Universities are also recognizing the need for change in access for a
variety of reasons. The economic downturn has impacted severely on
library budgets, particularly, for the first time in decades, in the USA. The
research community there has been largely protected until now by the
strength of its libraries, but with 50% of Harvard's library acquisition
budget being funded from endowment returns, even the world's richest
university is feeling the pain. Is it any coincidence that Harvard's OA
policy emerged in 2008, attempting to protect the copyright of its
research output and to ensure its effective distribution on a global scale?
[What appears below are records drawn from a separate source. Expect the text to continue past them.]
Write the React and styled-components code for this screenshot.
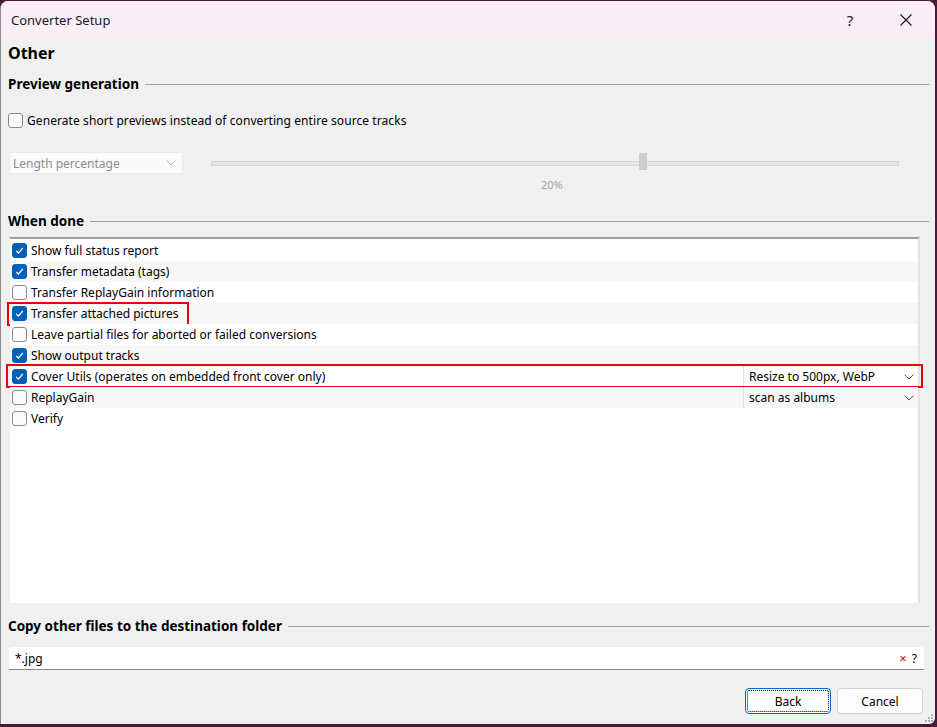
import React from "react"
import styled, { createGlobalStyle } from "styled-components"

const GlobalStyle = createGlobalStyle`
  html, body {
    margin: 0;
    padding: 0;
    background: #4a1b38;
  }
  body {
    font-family: "Noto Sans", "Open Sans", sans-serif;
    font-size: 12px;
    color: #000;
  }
`

const Window = styled.div`
  position: relative;
  box-sizing: border-box;
  width: 935px;
  height: 723px;
  margin-top: 1px;
  background: #f0f0f0;
  border-left: 1px solid #8c8c8c;
  border-radius: 8px 8px 6px 0;
  overflow: hidden;
  display: flex;
  flex-direction: column;
`

const TitleBar = styled.div`
  height: 37px;
  flex: none;
  background: #f9eef5;
  display: flex;
  align-items: center;
  padding-left: 10px;
`

const Title = styled.div`
  flex: 1;
  font-size: 13px;
  color: #1a1a1a;
`

const TitleButton = styled.div`
  width: 56px;
  text-align: center;
  font-size: 15px;
  color: #1a1a1a;
  display: flex;
  justify-content: center;
  align-items: center;
`

const Body = styled.div`
  flex: 1;
  padding: 0 6px 0 7px;
  display: flex;
  flex-direction: column;
`

const PageTitle = styled.div`
  font-size: 16px;
  font-weight: 700;
  height: 20px;
  line-height: 20px;
  margin-top: 5px;
`

const Section = styled.div`
  display: flex;
  align-items: center;
  gap: 6px;
  height: 18px;
  margin-top: ${(p) => p.$top}px;
  font-size: 13.5px;
  font-weight: 700;
  white-space: nowrap;

  &::after {
    content: "";
    flex: 1;
    height: 1px;
    background: #a0a0a0;
  }
`

const Box = styled.span`
  box-sizing: border-box;
  width: 15px;
  height: 15px;
  flex: none;
  border-radius: 3px;
  display: inline-flex;
  align-items: center;
  justify-content: center;
  background: ${(p) => (p.$on ? "#005fb8" : "#fbfbfb")};
  border: 1px solid ${(p) => (p.$on ? "#005fb8" : "#8a8a8a")};
`

const Check = ({ on }) => (
  <Box $on={on}>
    {on && (
      <svg width="9" height="9" viewBox="0 0 9 9">
        <path d="M1.2 4.8 L3.4 7 L7.8 2" fill="none" stroke="#fff" strokeWidth="1.2" />
      </svg>
    )}
  </Box>
)

const CheckRow = styled.label`
  display: flex;
  align-items: center;
  gap: 4px;
  height: 18px;
  margin-top: ${(p) => p.$top}px;
  letter-spacing: 0.08px;
`

const PreviewRow = styled.div`
  display: flex;
  align-items: center;
  margin-top: 23px;
  height: 22px;
`

const Combo = styled.div`
  box-sizing: border-box;
  width: 174px;
  height: 22px;
  margin-left: 1px;
  background: #fafafa;
  border: 1px solid #ebebeb;
  color: #8d8d8d;
  display: flex;
  align-items: center;
  justify-content: space-between;
  padding: 0 6px 0 3px;
`

const Chevron = ({ color = "#555" }) => (
  <svg width="10" height="6" viewBox="0 0 10 6">
    <path d="M0.5 0.5 L5 5 L9.5 0.5" fill="none" stroke={color} strokeWidth="1" />
  </svg>
)

const SliderWrap = styled.div`
  position: relative;
  margin-left: 28px;
  width: 688px;
  height: 22px;
  display: flex;
  align-items: center;
`

const Track = styled.div`
  box-sizing: border-box;
  width: 100%;
  height: 5px;
  background: #e6e6e6;
  border: 1px solid #d6d6d6;
`

const Handle = styled.div`
  position: absolute;
  top: 1px;
  width: 8px;
  height: 17px;
  background: #cdcdcd;
`

const Percent = styled.div`
  margin-left: 533px;
  margin-top: 4px;
  height: 14px;
  line-height: 14px;
  font-size: 11px;
  color: #a3a3a3;
`

const List = styled.div`
  box-sizing: border-box;
  margin-top: 7px;
  margin-left: 1px;
  width: 911px;
  height: 366px;
  background: #fff;
  border-top: 2px solid #a0a0a0;
  border-right: 2px solid #e3e3e3;
  border-left: 1px solid #ececec;
  display: flex;
  flex-direction: column;
  padding-top: 1px;
`

const Row = styled.div`
  position: relative;
  display: flex;
  align-items: center;
  height: 21px;
  flex: none;
  padding-left: 2px;
  gap: 4px;
  background: ${(p) => (p.$alt ? "#f7f7f7" : "#fff")};
`

const RowLabel = styled.span`
  flex: 1;
  white-space: nowrap;
`

const Cell = styled.div`
  box-sizing: border-box;
  width: 175px;
  height: 100%;
  border-left: 1px solid #e0e0e0;
  display: flex;
  align-items: center;
  justify-content: space-between;
  padding: 0 4px 0 5px;
`

const Highlight = styled.div`
  position: absolute;
  top: ${(p) => p.$y}px;
  left: ${(p) => p.$x}px;
  width: ${(p) => p.$w}px;
  height: 24px;
  border: 2px solid #e8000f;
  box-sizing: border-box;
  pointer-events: none;
`

const Input = styled.div`
  box-sizing: border-box;
  margin-top: 12px;
  margin-left: 1px;
  width: 915px;
  height: 23px;
  background: #fff;
  border-bottom: 1px solid #8a8a8a;
  border-radius: 3px 3px 0 0;
  display: flex;
  align-items: center;
  padding: 0 7px 0 6px;
`

const InputText = styled.span`
  flex: 1;
`

const Clear = styled.span`
  color: #b01010;
  font-size: 13px;
  margin-right: 5px;
`

const Buttons = styled.div`
  display: flex;
  justify-content: flex-end;
  gap: 6px;
  margin-top: 18px;
  padding-right: 6px;
`

const Button = styled.div`
  box-sizing: border-box;
  width: 86px;
  height: 26px;
  border-radius: 4px;
  background: #fdfdfd;
  border: 1px solid ${(p) => (p.$focus ? "#0067c0" : "#d0d0d0")};
  display: flex;
  align-items: center;
  justify-content: center;
  position: relative;

  &::before {
    content: "";
    display: ${(p) => (p.$focus ? "block" : "none")};
    position: absolute;
    inset: 1px;
    border: 1px dotted #000;
    border-radius: 2px;
  }
`

const Grip = styled.svg`
  position: absolute;
  right: 1px;
  bottom: 1px;
`

const items = [
  { label: "Show full status report", on: true },
  { label: "Transfer metadata (tags)", on: true },
  { label: "Transfer ReplayGain information", on: false },
  { label: "Transfer attached pictures", on: true, mark: [-3, -1, 182] },
  { label: "Leave partial files for aborted or failed conversions", on: false },
  { label: "Show output tracks", on: true },
  { label: "Cover Utils (operates on embedded front cover only)", on: true, cell: "Resize to 500px, WebP", mark: [-4, -2, 917] },
  { label: "ReplayGain", on: false, cell: "scan as albums" },
  { label: "Verify", on: false },
]

export default function App() {
  return (
    <>
      <GlobalStyle />
      <Window>
        <TitleBar>
          <Title>Converter Setup</Title>
          <TitleButton>?</TitleButton>
          <TitleButton>
            <svg width="12" height="12" viewBox="0 0 12 12">
              <path d="M0.5 0.5 L11.5 11.5 M11.5 0.5 L0.5 11.5" stroke="#1a1a1a" strokeWidth="1.1" />
            </svg>
          </TitleButton>
          <span style={{ width: 1 }} />
        </TitleBar>
        <Body>
          <PageTitle>Other</PageTitle>
          <Section $top={12}>Preview generation</Section>
          <CheckRow $top={18}>
            <Check on={false} />
            Generate short previews instead of converting entire source tracks
          </CheckRow>
          <PreviewRow>
            <Combo>
              Length percentage
              <Chevron color="#b8b8b8" />
            </Combo>
            <SliderWrap>
              <Track />
              <Handle style={{ left: `${0.622 * 688}px` }} />
            </SliderWrap>
          </PreviewRow>
          <Percent>20%</Percent>
          <Section $top={20}>When done</Section>
          <List>
            {items.map((it, i) => (
              <Row key={it.label} $alt={i % 2 === 1}>
                <Check on={it.on} />
                <RowLabel>{it.label}</RowLabel>
                {it.cell && (
                  <Cell>
                    {it.cell}
                    <Chevron />
                  </Cell>
                )}
                {it.mark && <Highlight $x={it.mark[0]} $y={it.mark[1]} $w={it.mark[2]} />}
              </Row>
            ))}
          </List>
          <Section $top={14}>Copy other files to the destination folder</Section>
          <Input>
            <InputText>*.jpg</InputText>
            <Clear>×</Clear>
            <span>?</span>
          </Input>
          <Buttons>
            <Button $focus>Back</Button>
            <Button>Cancel</Button>
          </Buttons>
        </Body>
        <Grip width="9" height="9" viewBox="0 0 9 9">
          <rect x="6" y="0" width="2" height="2" fill="#b0b0b0" />
          <rect x="3" y="3" width="2" height="2" fill="#b0b0b0" />
          <rect x="6" y="3" width="2" height="2" fill="#b0b0b0" />
          <rect x="0" y="6" width="2" height="2" fill="#b0b0b0" />
          <rect x="3" y="6" width="2" height="2" fill="#b0b0b0" />
          <rect x="6" y="6" width="2" height="2" fill="#b0b0b0" />
        </Grip>
      </Window>
    </>
  )
}
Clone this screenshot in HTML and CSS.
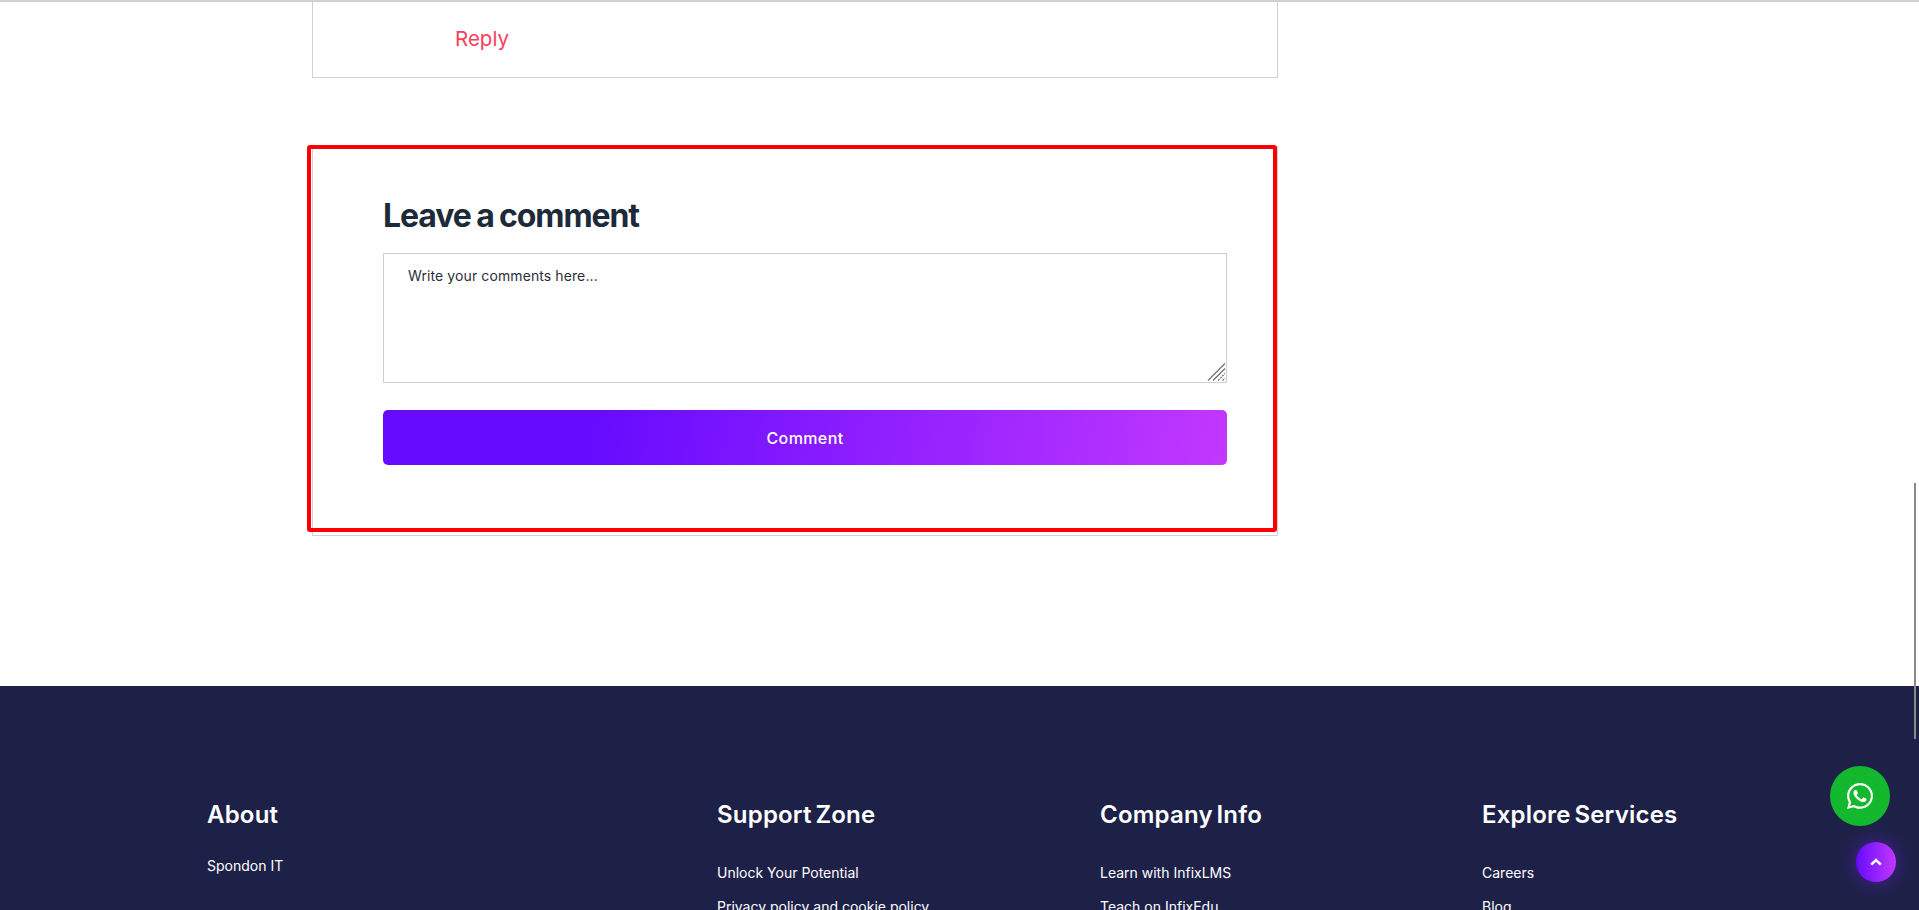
FILE: index.html
```html
<!DOCTYPE html>
<html lang="en">
<head>
<meta charset="utf-8">
<title>Leave a comment</title>
<link rel="stylesheet" href="styles.css">
</head>
<body>
<div class="page">
  <main class="content">
    <section class="comment-card">
      <a class="reply" href="#">Reply</a>
    </section>
    <section class="form-card">
      <div class="highlight"></div>
      <h2 class="form-title">Leave a comment</h2>
      <div class="form-field">
        <textarea class="form-input" placeholder="Write your comments here..."></textarea>
        <svg class="form-resizer" viewBox="0 0 19 18" aria-hidden="true">
          <path class="resizer-solid" d="M1 17.5 18 .5M6 17.5 18 5.5"/>
          <path class="resizer-dashed" d="M11 17.5l7-7M15.5 17.5l2.500-2.500"/>
        </svg>
      </div>
      <button class="form-button" type="button">Comment</button>
    </section>
  </main>
  <footer class="footer">
    <div class="footer-col">
      <h3 class="footer-title">About</h3>
      <p class="footer-about">Spondon IT</p>
    </div>
    <div class="footer-col">
      <h3 class="footer-title">Support Zone</h3>
      <ul class="footer-links">
        <li>Unlock Your Potential</li>
        <li>Privacy policy and cookie policy</li>
      </ul>
    </div>
    <div class="footer-col">
      <h3 class="footer-title">Company Info</h3>
      <ul class="footer-links">
        <li>Learn with InfixLMS</li>
        <li>Teach on InfixEdu</li>
      </ul>
    </div>
    <div class="footer-col">
      <h3 class="footer-title">Explore Services</h3>
      <ul class="footer-links">
        <li>Careers</li>
        <li>Blog</li>
      </ul>
    </div>
  </footer>
</div>
<div class="scroll-thumb"></div>
<a class="whatsapp" href="#" aria-label="WhatsApp">
  <svg class="whatsapp-icon" viewBox="0 32 448 448" aria-hidden="true"><path fill="#fff" d="M380.9 97.1C339 55.1 283.2 32 223.9 32c-122.4 0-222 99.6-222 222 0 39.1 10.2 77.3 29.6 111L0 480l117.7-30.9c32.4 17.7 68.9 27 106.1 27h.1c122.3 0 224.1-99.6 224.1-222 0-59.3-25.2-115-67.1-157zm-157 341.6c-33.2 0-65.7-8.9-94-25.7l-6.7-4-69.8 18.3L72 359.2l-4.4-7c-18.5-29.4-28.2-63.3-28.2-98.2 0-101.7 82.8-184.5 184.6-184.5 49.3 0 95.6 19.2 130.4 54.1 34.8 34.9 56.2 81.2 56.1 130.5 0 101.8-84.9 184.6-186.6 184.6zm101.2-138.2c-5.5-2.8-32.8-16.2-37.9-18-5.1-1.9-8.8-2.8-12.5 2.8-3.7 5.6-14.3 18-17.6 21.8-3.2 3.7-6.5 4.2-12 1.4-32.6-16.3-54-29.1-75.5-66-5.7-9.8 5.7-9.1 16.3-30.3 1.8-3.7.9-6.9-.5-9.7-1.4-2.8-12.5-30.1-17.1-41.2-4.5-10.8-9.1-9.3-12.5-9.5-3.2-.2-6.9-.2-10.6-.2-3.7 0-9.7 1.4-14.8 6.9-5.1 5.6-19.4 19-19.4 46.3 0 27.3 19.9 53.7 22.6 57.4 2.8 3.7 39.1 59.7 94.8 83.8 35.2 15.2 49 16.5 66.6 13.9 10.7-1.6 32.8-13.4 37.4-26.4 4.6-13 4.6-24.1 3.2-26.4-1.3-2.5-5-3.9-10.5-6.6z"/></svg>
</a>
<a class="to-top" href="#" aria-label="Back to top">
  <svg class="to-top-icon" viewBox="0 0 12 8" aria-hidden="true"><path d="M1.200 6.600 6 2l4.800 4.600" fill="none" stroke="#fff" stroke-width="2.600"/></svg>
</a>
</body>
</html>
```
FILE: styles.css
```css
* { box-sizing: border-box; }
html, body { margin: 0; height: 910px; overflow: hidden; background: #fff; }
body { font-family: Inter, "Liberation Sans", sans-serif; color: #1f2b3d; }

.page { height: 910px; overflow: hidden; border-top: 2px solid #d0d0d0; }
.content { width: 966px; margin-left: 312px; height: 684px; }

.comment-card {
  height: 76px;
  border: 1px solid #d0d0d0;
  border-top: 0;
  padding: 25px 0 0 142px;
}
.reply { color: #f9405a; font-size: 20.500px; line-height: 24px; text-decoration: none; }

.form-card {
  position: relative;
  margin-top: 68px;
  height: 390px;
  border: 1px solid #d0d0d0;
  border-width: 0 1px 1px 1px;
  padding: 47px 50px 0 70px;
}
.highlight {
  position: absolute;
  left: -6px;
  top: -1px;
  width: 970px;
  height: 387px;
  border: 4px solid #ff0000;
  border-radius: 3px;
  pointer-events: none;
}
.form-title {
  margin: 0 0 14px;
  font-size: 32px;
  line-height: 46px;
  font-weight: 700;
  letter-spacing: -1.1px;
  word-spacing: -1px;
  color: #1c2a3a;
}
.form-field { position: relative; width: 844px; height: 130px; }
.form-input {
  display: block;
  width: 844px;
  height: 130px;
  padding: 12px 24px;
  border: 1px solid #cfcfcf;
  border-radius: 0;
  outline: 0;
  resize: none;
  font-family: inherit;
  font-size: 14px;
  line-height: 20px;
  letter-spacing: 0.1px;
}
.form-input::placeholder { color: #2b2f3a; opacity: 1; }
.form-resizer {
  position: absolute;
  right: 1px;
  bottom: 2px;
  width: 19px;
  height: 18px;
  fill: none;
  stroke: #757575;
  stroke-width: 1.300;
}
.resizer-dashed { stroke-dasharray: 2 1; }
.form-button {
  display: block;
  width: 844px;
  height: 55px;
  margin-top: 27px;
  border: 0;
  border-radius: 5px;
  background: linear-gradient(100deg, #660bff 25%, #c238ff 100%);
  color: #fff;
  font-family: inherit;
  font-size: 16px;
  font-weight: 500;
  letter-spacing: 0.4px;
}

.footer {
  display: grid;
  grid-template-columns: 510px 383px 382px 1fr;
  height: 224px;
  padding: 111px 0 0 207px;
  background: #1e2147;
  color: #fff;
}
.footer-title {
  margin: 0;
  font-size: 24px;
  line-height: 36px;
  font-weight: 600;
  letter-spacing: 0.2px;
  word-spacing: -2.500px;
}
.footer-about { margin: 23px 0 0; font-size: 14px; line-height: 20px; }
.footer-links { margin: 30px 0 0; padding: 0; list-style: none; font-size: 14px; line-height: 20px; }
.footer-links li { margin-bottom: 14px; }

.scroll-thumb {
  position: fixed;
  left: 1914px;
  top: 483px;
  width: 2px;
  height: 256px;
  background: #8a8a8a;
}
.whatsapp {
  position: fixed;
  left: 1830px;
  top: 766px;
  width: 60px;
  height: 60px;
  display: flex;
  align-items: center;
  justify-content: center;
  border-radius: 50%;
  background: #14b82e;
}
.whatsapp-icon { width: 26px; height: 26px; }
.to-top {
  position: fixed;
  left: 1856px;
  top: 842px;
  width: 40px;
  height: 40px;
  display: flex;
  align-items: center;
  justify-content: center;
  border-radius: 50%;
  background: linear-gradient(90deg, #660bff, #c238ff);
  box-shadow: 0 0 20px rgba(124, 30, 255, 0.5);
}
.to-top-icon { width: 12px; height: 8px; }
```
Massachusetts Institute of Technology (MIT) announced in March
2009 that it will make its research available to the public free of charge,
becoming the first US university to mandate the policy across all
departments. MIT's policy is based on that adopted by Harvard's Faculty
of Arts and Sciences in 2008, and retains non-exclusive publication rights
for its authors to advance research and education by making them
globally available (Lauerman, 2009). Academic e-monographs can readily
be accommodated in such frameworks.
At the time of writing, in mid 2009, a number of the major
commercial US publishing houses are experiencing significant
downturns in their operations, as indeed are major bookseller chains
such as Borders and Barnes & Noble. The editor of Publishers Weekly
(before she left the company in late January 2009) was quoted as saying
that 2009 would be 'the worst year for publishing in decades'. Many
commercial publishers have thus decided to utilize new social media in
order to promote their publications. Ettinghausen (2008) reported that
Penguin at that time had:
5,000 friends on Facebook, we're on Twitter, and were the first to go into
Second Life, where we took William Gibson, the writer who invented the
word cyberspace. We don't believe books will disappear - 99 per cent of
our revenue still comes from ink on paper - but the way people read will
change. People have shorter attention spans - a website has about three
seconds to capture their attention. As a result we are spending time
learning from what Nike, Sony, Xbox, YouTube do - we're competing for
people's entertainment time, particularly with a young audience.